Reclining in the [Garden] on raised thrones, they saw there neither the sun's [excessive heat] nor excessive
cold. (Surat al-Insan, 12-13)
And Hell is placed in full view for [all] to see. (Surat an-Nazi'at, 36)
But on this Day the Believers laugh at the Unbelievers (Surat al-Mutaffifin, 34)
And the Sinful saw the fire and apprehended that they have to fall therein: no means did they find to turn
away therefrom. (Surat al-Kahf, 53)
As may be seen, occurrences that are going to take place after our death (from our point of view) are related
as already experienced and past events in the Qur'an. God is not bound by the relative time frame that we are
confined in. God has willed these things in timelessness: people have already performed them and all these
events have been lived through and ended. It is imparted in the verse below that every event, be it big or small,
is within the knowledge of God and recorded in a book:
In whatever business thou may be, and whatever portion you may be reciting from the Qur'an, and whatever
deed you [humanity] may be doing, We are witnesses thereof when you are deeply engrossed therein. Nor is
hidden from your Lord [so much as] the weight of an atom on the earth or in heaven. And not the least and not
the greatest of these things but are recorded in a clear record. (Surah Yunus: 61)

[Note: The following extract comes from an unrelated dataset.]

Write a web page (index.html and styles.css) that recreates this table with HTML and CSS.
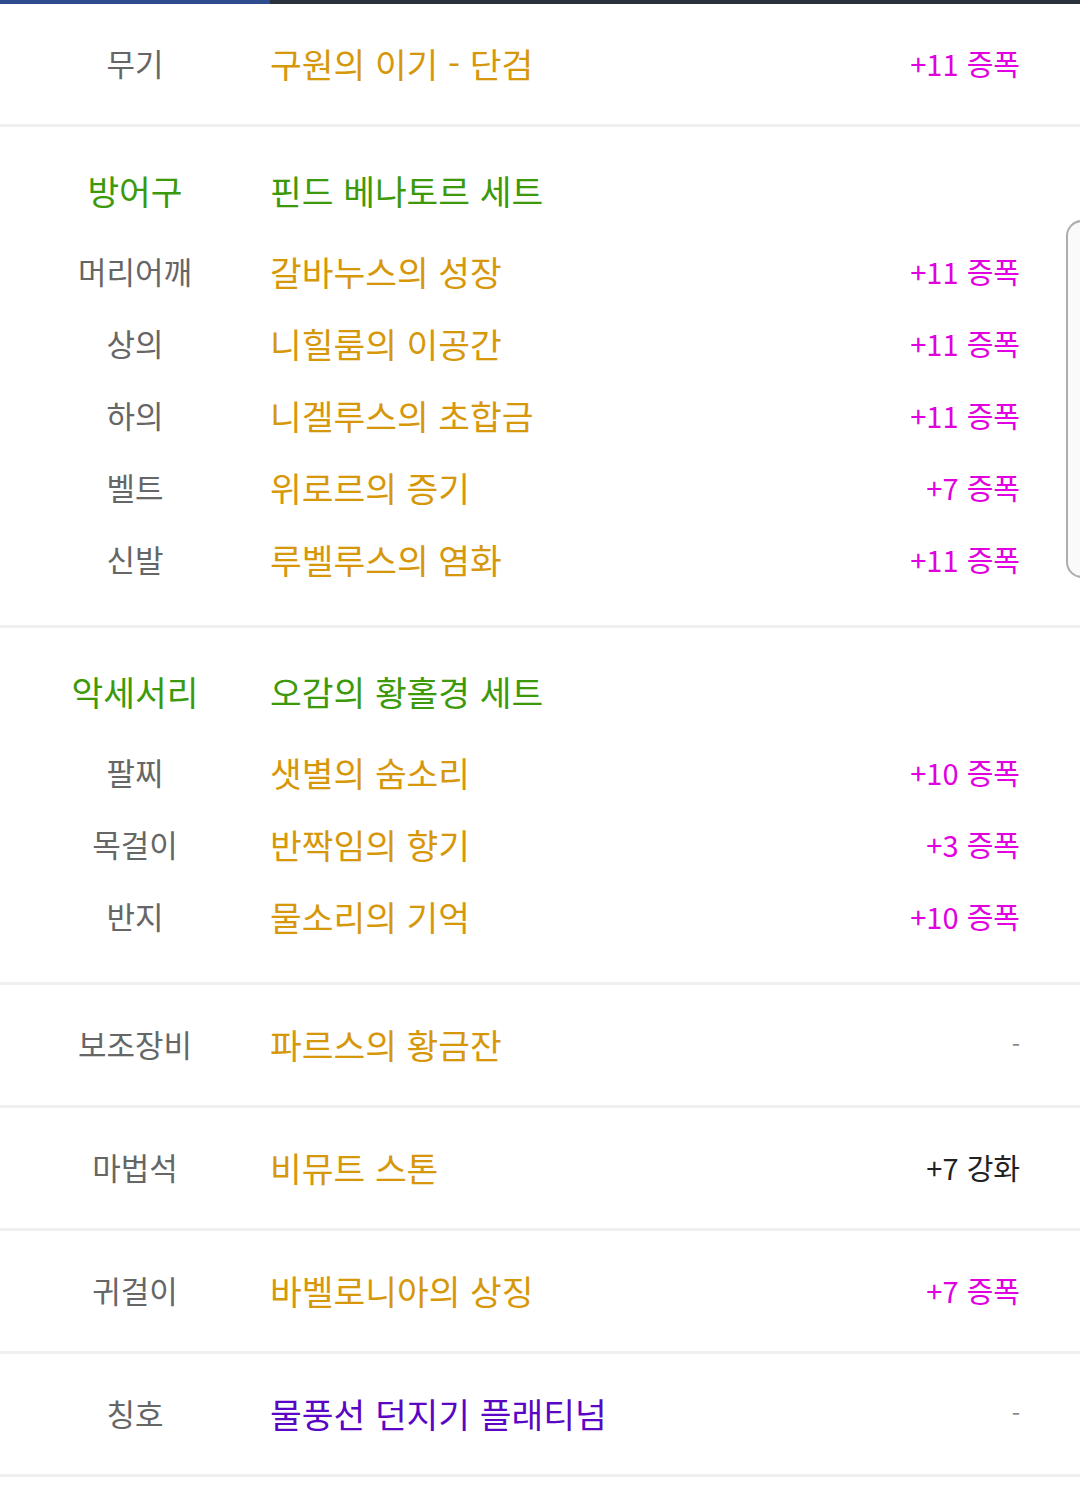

The Worry of the Materialists
The facts discussed in this chapter, namely the truth underlying matter, timelessness, and spacelessness,
are extremely clear indeed. As expressed earlier, these are hardly some sort of philosophy or way of thinking,
but crystal-clear scientific truths, impossible to deny. On this issue, rational and logical evidence admits no
other alternatives: For us, the universe—with all the matter composing it and all the people living on it—is an
illusory entirety, a collection of perceptions that we experience in our minds and whose original reality we can-
not contact directly.
Materialists have a hard time in understanding this—for example, if we return to the example of Politzer's
bus. Although Politzer technically knew that he could not step out of his perceptions, he could admit it only for
certain cases. For him, events take place in the brain until the bus crash takes place, then events escape from the
brain and assume a physical reality. At this point, the logical defect is very clear: Politzer has made the same
mistake as the materialist Samuel Johnson, who said, "I hit the stone, my foot hurts, therefore it exists." Politzer
could not understand that in fact, the shock felt after a bus impact was a mere perception too.
One subliminal reason why materialists cannot comprehend this is their fear of the implication they must
face if they comprehend it. Lincoln Barnett tells of the fear and anxiety that even "discerning" this subject in-
spires in materialist scientists:
Along with philosophers' reduction of all objective reality to a shadow-world of perceptions, scientists became
aware of the alarming limitations of man's senses. 211
Any reference to the fact that we cannot make contact with original matter, and that time is a perception,
arouses great fear in a materialist because these are the only notions he relies on as absolutes. In a sense, he takes
these as idols to worship; because he thinks that he has been created by matter and time, through evolution.